▸ WHAT YOU NEED TO DO
Starting at the first line of the listing below, repeat each line up to and including the one containing "import React from". Leave out pictures.

▸ COLLECTED MATERIAL
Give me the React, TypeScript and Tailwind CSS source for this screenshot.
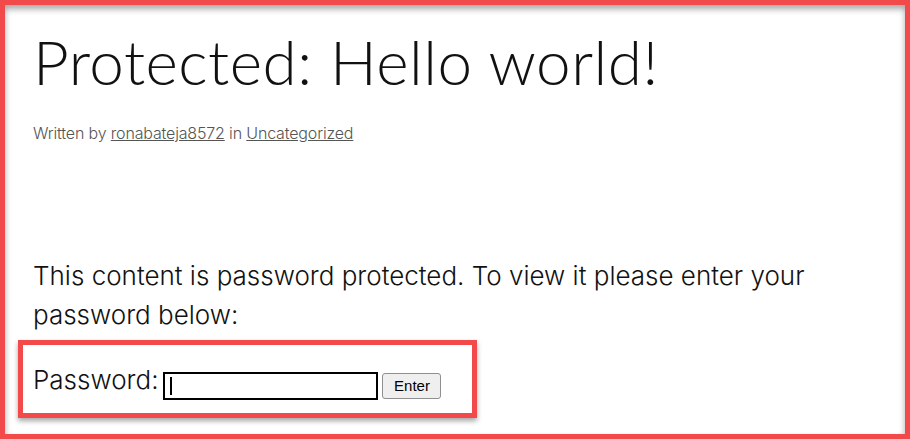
import React from "react";

export default function App() {
  return (
    <div className="w-[910px] h-[439px] bg-white overflow-hidden">
      <div className="relative h-full w-full border-[5px] border-[#f24a4a] shadow-[inset_0_4px_6px_rgba(0,0,0,0.35)] pl-[28px] pr-4">
        <h1
          className="pt-[19px] text-[62px] leading-[74px] font-light text-[#111] tracking-[0.008em]"
          style={{ fontFamily: "Lato, 'Noto Sans', sans-serif" }}
        >
          Protected: Hello world!
        </h1>
        <p
          className="mt-[25px] text-[16px] leading-[20px] font-light text-[#555] tracking-[-0.01em]"
          style={{ fontFamily: "Inter, 'Noto Sans', sans-serif" }}
        >
          Written by <span className="underline">ronabateja8572</span> in{" "}
          <span className="underline">Uncategorized</span>
        </p>
        <p
          className="mt-[113px] text-[26px] leading-[39px] font-light text-[#111] w-[820px]"
          style={{ fontFamily: "Inter, 'Noto Sans', sans-serif" }}
        >
          This content is password protected. To view it please enter your password below:
        </p>
        <div className="mt-[6px] ml-[-15px] w-[459px] h-[78px] border-[5px] border-[#f24a4a] shadow-[0_3px_5px_rgba(0,0,0,0.35)] flex items-center pl-[10px] pt-[14px]">
          <span
            className="text-[26px] font-light text-[#111] mb-[14px]"
            style={{ fontFamily: "Inter, 'Noto Sans', sans-serif" }}
          >
            Password:
          </span>
          <div className="ml-[5px] w-[215px] h-[28px] border-2 border-black bg-white flex items-center pl-[5px]">
            <div className="w-[2px] h-[18px] bg-black" />
          </div>
          <button
            className="ml-[4px] w-[59px] h-[26px] border border-[#8f8f8f] rounded-[3px] bg-[#efefef] text-[15px] text-black"
            style={{ fontFamily: "'Liberation Sans', Arial, sans-serif" }}
          >
            Enter
          </button>
        </div>
      </div>
    </div>
  );
}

▸ FULL ANSWER
Give me the React, TypeScript and Tailwind CSS source for this screenshot.
import React from "react";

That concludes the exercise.